Other San Diego stations tried to get Quayle, including “Inside San Diego,” but it was too late. He only had time for one.

“They (Channel 39) contacted me first,” Murphy said.

After a high-level staff meeting, executives of the “CBS This Morning” show told KFMB-TV Channel 8 weatherman Larry Mendte, in New York to fill in on the program last week, that he couldn’t wear his sneakers on the air. He had to go out and buy shoes. . . .

Thanks go to “P.M. Magazine” for doing a retrospective program, reminding viewers how many truly boring stories the show has done in 10 years. With only 30 minutes to recap 10 years, they seemed to be struggling to kill time. Popcorn king Orville Redenbacher was the highlight, which just about sums it up. . . .

Perhaps displaying some personal feelings, former Channel 8 reporter Loren Nancarrow, closing a report on the Bay Area earthquake Tuesday from KPIX in San Francisco, said, “Southern California is looking more appealing now.” But it’s still a long way off for Nancarrow. Negotiations for his return to Channel 8 have broken down, primarily because KPIX wants to keep him. . . .

Former Channel 39 reporter Jody Hammond took the stand last week in Naomi O’Hara’s suit against the station. O’Hara, identified in a 1983 grand jury report as kissing and hugging then-County Supervisor Paul Eckert in a restaurant parking lot, is suing the station for incorrectly referring to her as an “alleged prostitute.” Hammond, now with Channel 8, admitted that she simply picked up the story about the grand jury report from the San Diego Tribune, but accidentally confused O’Hara with alleged prostitute Christine Cole.
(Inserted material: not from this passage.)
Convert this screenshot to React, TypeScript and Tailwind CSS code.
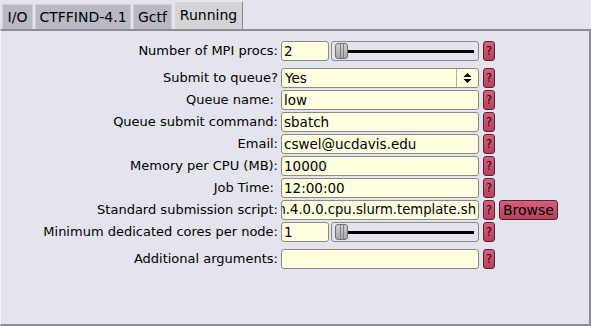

The practice of picking up stories from newspapers is not unusual for television reporters, although they rarely admit it. . . .

Newsroom personnel at KSDO-AM (1130) last week voted to join the American Federation of Television and Radio Artists. . . . Instead of giving $10,000 to contest winners Thursday, KFMB-FM (B100) gave the money to the American Red Cross earthquake relief effort.